The six Forest Lawn cemeteries contain about 1,500 statues, 500 of which are reproductions of famous works of art, in various locations. (Many statues around the cemetery are listed as being available for purchase for use near a tombstone.) Leonardo da Vinci's The Last Supper has been recreated in stained glass in the Memorial Court of Honor ‘in vibrant, glowing and indestructible colors.’ There are also a number of full-sized reproductions of other Renaissance sculptures, including Michelangelo's David and Moses. There are three non-sectarian chapels: ‘The Little Church of the Flowers,’ ‘The Wee Kirk o’ the Heather,’ and ‘The Church of the Recessional’. Over 60,000 people have actually been married here (including Ronald Reagan and Jane Wyman, and Regis Philbin and his wife, Joy. Over 250,000 people are buried at Forest Lawn; there are over a million visitors each year, including thousands of local schoolchildren on field trips.

Some of the inspiration at Forest Lawn is patriotic rather than pious, such as the Court of Freedom, with its large mosaic of the Signing of the Declaration of Independence [1] and a 13-foot-high statue of George Washington. On display in the "Hall of the Crucifixion" is the panorama painting by the Polish artist Jan Styka entitled "The Crucifixion." It is the largest framed, mounted-to-canvas painting in the world, measuring 195 feet in length by 45 feet in height. The main gates of Forest Lawn - Glendale (above, right) are claimed to be the world's largest wrought-iron gates and are located at 1712 South Glendale Avenue, Glendale, California.

The Forest Lawn - Hollywood Hills Cemetery is a second park solely dedicated to the preservation of American history.

Forest Lawn's 300 acres (1.2 km²) of intensely landscaped grounds and thematic sculptures were the inspiration for the biting commentary of Evelyn Waugh's satirical novel The Loved One and Jessica Mitford's acerbic The American Way of Death.
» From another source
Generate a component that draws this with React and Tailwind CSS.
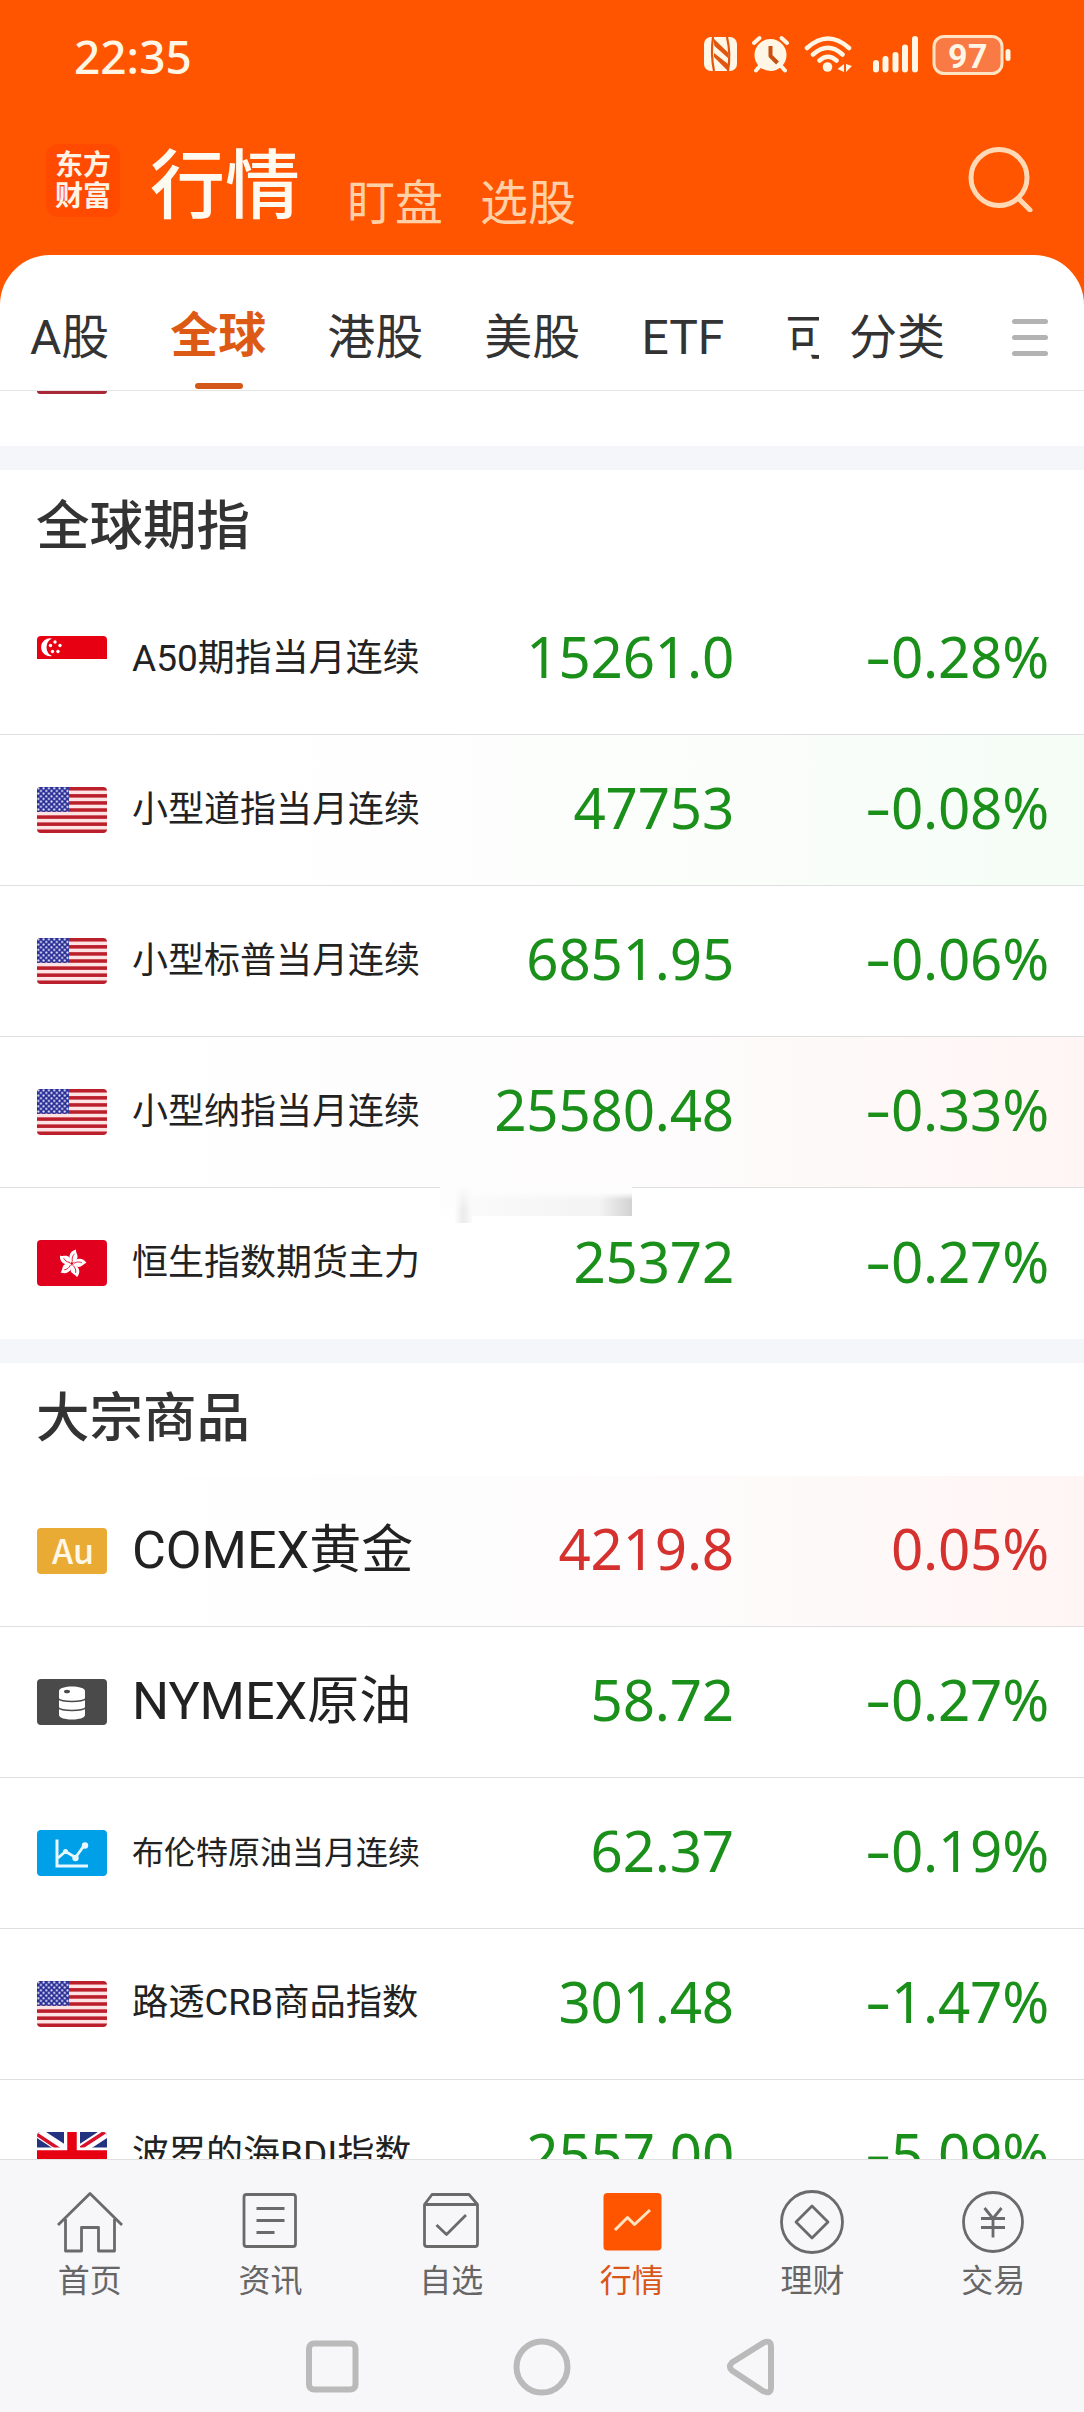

Many commentators have considered Forest Lawn to be a unique American creation, and perhaps a uniquely maudlin Los Angeles creation, with its "theme park" approach to death.

Among those interred in the cemetery are a number of important personalities and famous people, including men and women from the entertainment industry and their relatives. Some final resting places, such as those of Humphrey Bogart and Mary Pickford, are secluded in private gated gardens with no public access. A number of tombs are also kept from the public eye. The Court of Honor advertises that in some of the crypts beneath it are spots which no amount of money can buy, but individuals may be "voted in" as "Immortals."